由脈沖響應函數可以看出,外商直接投資、全要素生產率、第三產業增加值均對二氧化碳排放產生了負向沖擊。變量LNFDI的變化對LNTCE的初始沖擊影響趨于0,第2期到第3期出現大幅下降后,曲線始終在坐標軸下方波動,第9期到第10期的沖擊又逐漸趨于0。以上結果表明:短期內,FDI與碳排放負向相關;從長期來看,FDI對碳排放的影響逐漸減弱并趨于0。

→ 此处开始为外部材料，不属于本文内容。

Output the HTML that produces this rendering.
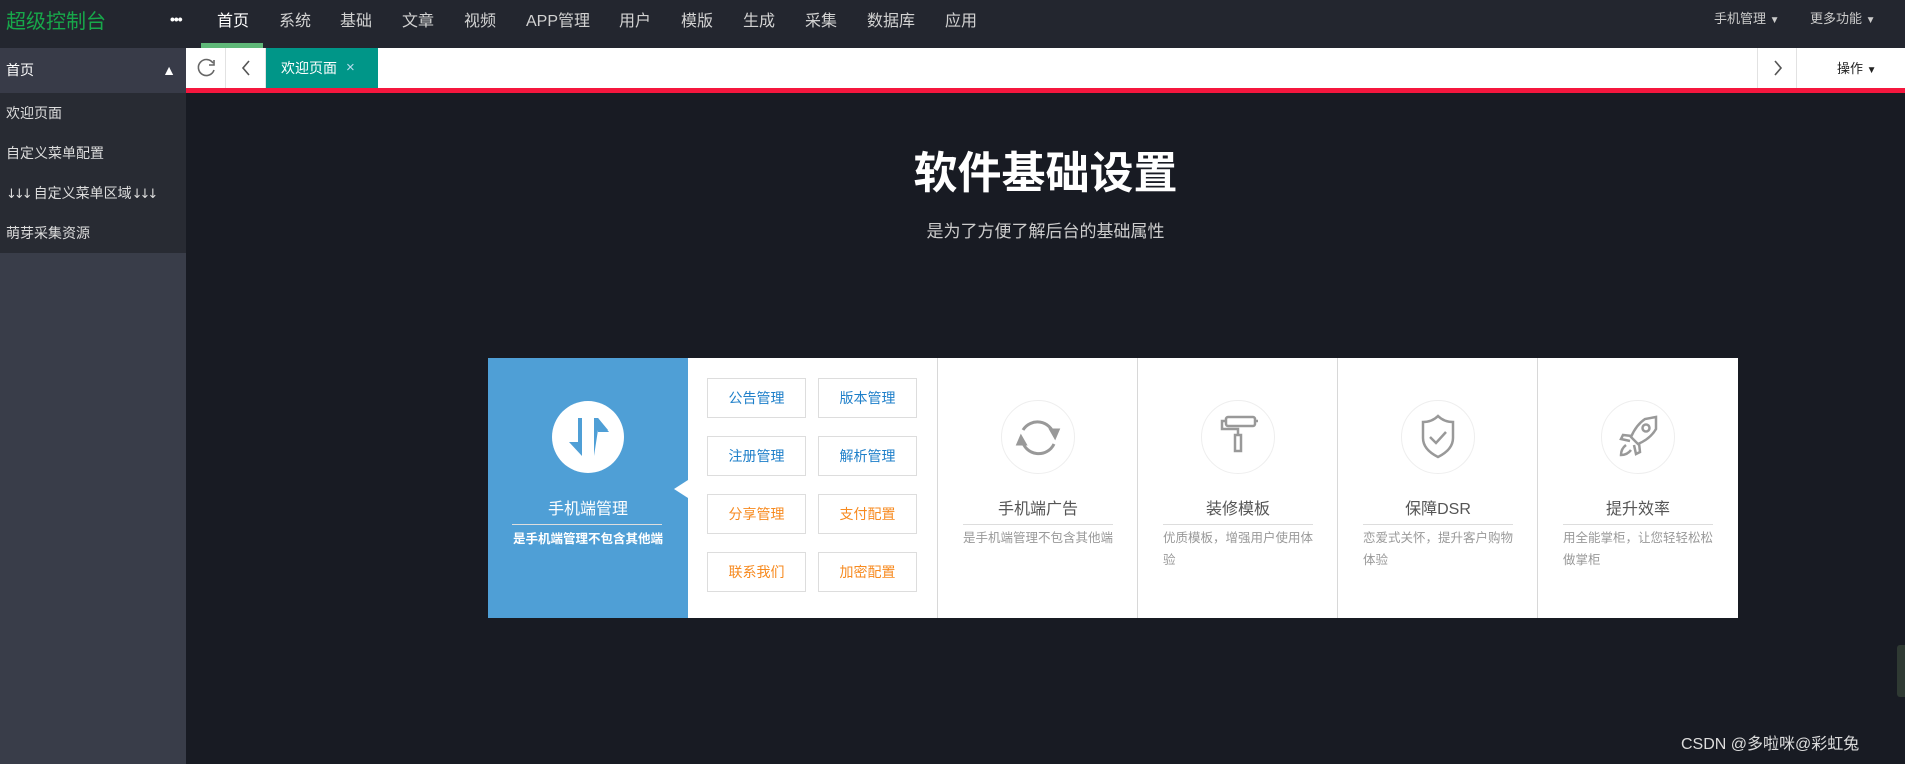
<!DOCTYPE html>
<html><head><meta charset="utf-8"><style>
*{margin:0;padding:0;box-sizing:border-box}
body{width:1905px;height:764px;overflow:hidden;background:#181b23;font-family:"Liberation Sans","Noto Sans CJK SC",sans-serif;position:relative}
.abs{position:absolute}
.top{left:0;top:0;width:1905px;height:48px;background:#23262f}
.logo{left:6px;top:5px;color:#17a84a;font-size:20px}
.nav span{position:absolute;top:7px;font-size:16px;color:#d2d2d2}
.side{left:0;top:48px;width:186px;height:716px;background:#393d49}
.side .it{position:absolute;left:0;width:186px;height:40px;background:#282b33;color:#ddd;font-size:14px;line-height:40px;padding-left:6px}
.tabbar{left:186px;top:48px;width:1719px;height:40px;background:#fff}
.red{left:186px;top:88px;width:1719px;height:5px;background:#f5173e}
.btn{position:absolute;top:0;width:40px;height:40px;border-right:1px solid #e2e2e2}
.card{left:488px;top:358px;width:1250px;height:260px;background:#fff}
.blue{left:488px;top:358px;width:200px;height:260px;background:#4f9fd6}
.b{position:absolute;width:99px;height:40px;border:1px solid #ddd;font-size:14px;text-align:center;line-height:38px;color:#1e7fc9;background:#fff}
.o{color:#f78a1f}
.col{position:absolute;top:358px;width:200px;height:260px;border-left:1px solid #d8d8d8}
.col .c{position:absolute;left:63px;top:42px;width:74px;height:74px;border:1px solid #eee;border-radius:50%}
.col .t{position:absolute;left:0;width:200px;top:137px;text-align:center;font-size:16px;color:#555}
.col .l{position:absolute;left:25px;width:150px;top:166px;border-top:1px solid #ddd}
.col .d{position:absolute;left:25px;width:152px;top:169px;font-size:12.5px;color:#999;line-height:22px}
.ar{letter-spacing:-3px;font-family:"DejaVu Sans",sans-serif;font-size:13px}
</style></head><body>
<div class="abs top"></div>
<div class="abs logo">超级控制台</div>
<div class="abs" style="left:170px;top:11px;color:#fff;font-size:14px;font-weight:bold;letter-spacing:-1px">•••</div>
<div class="abs" style="left:201px;top:43px;width:62px;height:5px;background:#5fb878"></div>
<div class="nav">
<span style="left:217px;color:#fff">首页</span><span style="left:279px">系统</span><span style="left:340px">基础</span><span style="left:402px">文章</span><span style="left:464px">视频</span><span style="left:526px">APP管理</span><span style="left:619px">用户</span><span style="left:681px">模版</span><span style="left:743px">生成</span><span style="left:805px">采集</span><span style="left:867px">数据库</span><span style="left:945px">应用</span>
</div>
<div class="abs" style="left:1714px;top:8px;color:#ccc;font-size:13px">手机管理 <span style="font-size:10px">▼</span></div>
<div class="abs" style="left:1810px;top:8px;color:#ccc;font-size:13px">更多功能 <span style="font-size:10px">▼</span></div>

<div class="abs side">
<div class="it" style="top:0;height:45px;line-height:45px;background:#383b48;color:#fff">首页<span style="position:absolute;right:10px;font-size:14px">▲</span></div>
<div class="it" style="top:45px">欢迎页面</div>
<div class="it" style="top:85px">自定义菜单配置</div>
<div class="it" style="top:125px"><span class="ar">↓↓↓</span>&nbsp;自定义菜单区域<span class="ar">↓↓↓</span></div>
<div class="it" style="top:165px">萌芽采集资源</div>
</div>

<div class="abs tabbar">
<div class="btn" style="left:0"><svg width="40" height="40"><path d="M27 15 A8 8 0 1 0 28 22" fill="none" stroke="#666" stroke-width="1.6"/><path d="M28 12 L28 17 L23 17" fill="none" stroke="#666" stroke-width="1.6"/></svg></div>
<div class="btn" style="left:40px"><svg width="40" height="40"><path d="M23 13 L17 20 L23 27" fill="none" stroke="#555" stroke-width="1.6"/></svg></div>
<div class="abs" style="left:80px;top:0;width:112px;height:40px;background:#009688;color:#fff;font-size:14px;line-height:40px;padding-left:15px">欢迎页面<span style="position:absolute;left:80px;color:#bde;font-size:15px">×</span></div>
<div class="btn" style="left:1571px;border-left:1px solid #e2e2e2"><svg width="40" height="40"><path d="M17 13 L23 20 L17 27" fill="none" stroke="#555" stroke-width="1.6"/></svg></div>
<div class="abs" style="left:1651px;top:10px;font-size:13px;color:#222">操作 <span style="font-size:10px">▼</span></div>
</div>
<div class="abs red"></div>

<div class="abs" style="left:186px;width:1719px;top:137px;text-align:center;color:#fff;font-size:44px;font-weight:bold">软件基础设置</div>
<div class="abs" style="left:186px;width:1719px;top:217px;text-align:center;color:#ccc;font-size:17px">是为了方便了解后台的基础属性</div>

<div class="abs card"></div>
<div class="abs blue">
<svg class="abs" style="left:63px;top:42px" width="74" height="74"><circle cx="37" cy="37" r="36" fill="#fff"/><path d="M27 18 H31 V56 L18 42 H27 Z" fill="#4f9fd6"/><path d="M43 56 H47 V18 L57 30 H47 M43 18 H47 V56 H43 Z" fill="#4f9fd6"/><path d="M47 18 L58 32 L47 32 Z" fill="#4f9fd6"/></svg>
<div class="abs" style="left:0;width:200px;top:137px;text-align:center;color:#fff;font-size:16px">手机端管理</div>
<div class="abs" style="left:24px;width:150px;top:166px;border-top:1px solid #ddd"></div>
<div class="abs" style="left:0;width:200px;top:170px;text-align:center;color:#fff;font-size:12.5px;font-weight:bold">是手机端管理不包含其他端</div>
<div class="abs" style="left:186px;top:122px;width:0;height:0;border-top:9px solid transparent;border-bottom:9px solid transparent;border-right:14px solid #fff"></div>
</div>
<div class="b" style="left:707px;top:378px">公告管理</div><div class="b" style="left:818px;top:378px">版本管理</div>
<div class="b" style="left:707px;top:436px">注册管理</div><div class="b" style="left:818px;top:436px">解析管理</div>
<div class="b o" style="left:707px;top:494px">分享管理</div><div class="b o" style="left:818px;top:494px">支付配置</div>
<div class="b o" style="left:707px;top:552px">联系我们</div><div class="b o" style="left:818px;top:552px">加密配置</div>

<div class="col" style="left:937px"><div class="c"></div>
<svg class="abs" style="left:63px;top:42px" width="74" height="74" fill="none" stroke="#999" stroke-width="3"><path d="M53 35 A17 17 0 0 0 22 30"/><path d="M21 40 A17 17 0 0 0 53 44"/><path d="M50 30 L54 37 L57 30 Z" fill="#999"/><path d="M24 44 L20 37 L17 44 Z" fill="#999"/></svg>
<div class="t">手机端广告</div><div class="l"></div><div class="d">是手机端管理不包含其他端</div></div>
<div class="col" style="left:1137px"><div class="c"></div>
<svg class="abs" style="left:63px;top:42px" width="74" height="74" fill="none" stroke="#999" stroke-width="2.5"><rect x="25" y="17" width="29" height="9" rx="2"/><path d="M54 21 H57 M25 21 H21 V29 H37 V35"/><rect x="34" y="35" width="6" height="16"/></svg>
<div class="t">装修模板</div><div class="l"></div><div class="d">优质模板，增强用户使用体验</div></div>
<div class="col" style="left:1337px"><div class="c"></div>
<svg class="abs" style="left:63px;top:42px" width="74" height="74" fill="none" stroke="#999" stroke-width="2.5"><path d="M37 16 C32 21 27 22 22 22 V38 C22 47 29 53 37 57 C45 53 52 47 52 38 V22 C47 22 42 21 37 16 Z"/><path d="M29 37 L35 43 L45 32"/></svg>
<div class="t">保障DSR</div><div class="l"></div><div class="d">恋爱式关怀，提升客户购物体验</div></div>
<div class="col" style="left:1537px;width:201px"><div class="c"></div>
<svg class="abs" style="left:63px;top:42px" width="74" height="74" fill="none" stroke="#999" stroke-width="2.5"><path d="M55 17 L44 19 C38 23 33 30 30 37 L37 44 C44 41 51 36 55 29 Z"/><circle cx="45" cy="28" r="3.5"/><path d="M31 36 L22 35 L20 39 L29 41 M38 43 L39 52 L35 54 L33 45"/><path d="M25 45 C21 48 20 52 20 55 C23 55 27 54 30 50"/></svg>
<div class="t">提升效率</div><div class="l"></div><div class="d">用全能掌柜，让您轻轻松松做掌柜</div></div>

<div class="abs" style="left:1897px;top:645px;width:8px;height:52px;background:#2f3a33;border-radius:3px 0 0 3px"></div>
<div class="abs" style="left:1681px;top:730px;color:#ddd;font-size:16px">CSDN @多啦咪@彩虹兔</div>
</body></html>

通過對山西省外商直接投資與碳排放的VAR模型分析,本文得出以下三點結論。首先,FDI對碳排放造成了負向沖擊,即引進外資有助于減少二氧化碳排放。該結論支持“污染光環”假說。其次,雖然山西省利用外商投資主要集中于電力、制造、交通運輸等高排放行業,但并未如產業生命周期理論所述會加劇污染。相反,外商投資企業的入駐替代了部分本土高污染、高排放產業,由于外資企業具有相對較高的環境意識和減排技術,因此有效降低了溫室氣體排放強度。最后,依據脈沖響應函數的分析結果,FDI對碳排放的負向沖擊僅存在于短期,從長期來看,FDI對節能減排的貢獻度將趨于零。因此,山西省在大力吸收外商直接投資的同時,決不能以放棄保護環境為代價。從需求側來看,各相關部門需加強協同、形成合力,加大公共政策干預力度,引導外商直接投資由傳統產業向綠色經濟領域轉移;從供給側來看,在保證經濟增速的同時也應注重經濟發展質量,即在招商引資的同時應注重引進國外先進環保技術以及高效利用清潔能源的先進工藝,進一步降低綠色溢價②、優化經濟結構。
注釋:
①南北雙方即是指發展中國家(南)與發達國家(北)。
②綠色溢價是指使用清潔能源與使用化石能源的成本之差。